Serving: 12 Cabbage Soup Dumplings
Prep time: 30 minutes
Cook time: 15 minutes

For the filling:
1 pound ground pork (80% lean, and 20% fat)
1 cup (237 ml) reserved vegetable boiled liquid
1 tablespoon soy sauce
2 tablespoons oyster sauce
¼ teaspoon white pepper
1 tablespoon sesame oil
1 large egg
1 stalk scallions, minced
6 stalks Chinese chives, thinly sliced

For the dumplings:
1 large cabbage
6 stalks Chinese chives
Pinch of salt
1 teaspoon cornstarch
1 tablespoon water

Instructions

1. Prepare the cabbage and Chinese chives:

  • In a pot over high heat, bring water to a boil. Boil the cabbage leaves for about 3 minutes until softened. Immediately transfer to cold water to stop cooking.
  • Blanch the Chinese chives for about 30 seconds, then transfer to cold water. Reserve 1 cup of the vegetable-boiled liquid. Drain well and discard the rest of the water.

2. Make the filling:

  • In a mixing bowl, add the ground pork. Slowly pour in the cooled reserved vegetable-boiled liquid while mixing.
  • Once absorbed, add soy sauce, oyster sauce, white pepper, sesame oil, and egg. Mix thoroughly.
  • Fold in the minced scallions and sliced Chinese chives. Mix until well combined.

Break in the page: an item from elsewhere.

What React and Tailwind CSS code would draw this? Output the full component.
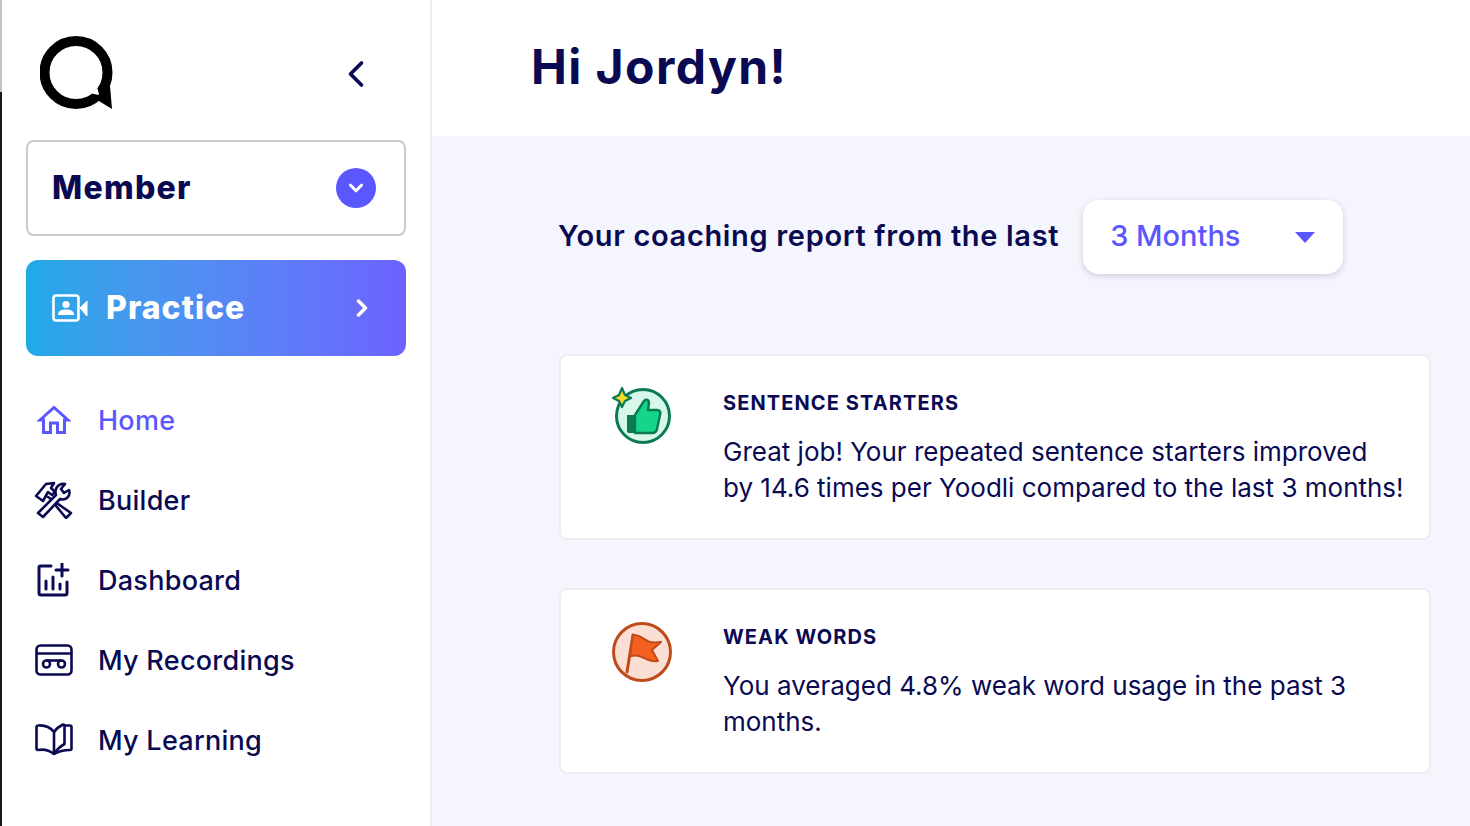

3. Assemble the dumplings:

  • Lay one large cabbage leaf flat and top with a smaller piece. Add about 1 tablespoon of filling in the center.
  • Gather the edges to form a bundle and tie securely with a blanched Chinese chive. Trim off any excess chive length.
  • Repeat with the remaining ingredients.

4. Steam the dumplings:

  • In a steamer over high heat, bring water to a boil. Place the cabbage dumplings on a plate and transfer it into the steamer.
  • Cover and steam for about 10 minutes until fully cooked.

5. Make the sauce and serve:

  • In a small pan over medium heat, pour in the extra liquid collected from the steamed plate.
  • Bring it to a simmer, season with a pinch of salt, and stir in the cornstarch slurry (1 teaspoon cornstarch mixed with 1 tablespoon water). Cook until thickened.
  • Drizzle the sauce over the dumplings and serve hot. Enjoy!

Tips & notes

  • If your cabbage leaves are too large or thick, trim or shave the stems for easier folding.
  • Addi the reserved vegetable-boiled liquid in the filling makes it extra tender and juicy.
  • Make sure the cabbage is well-drained to prevent sogginess.
  • Use ground chicken or turkey instead of pork for a lighter version.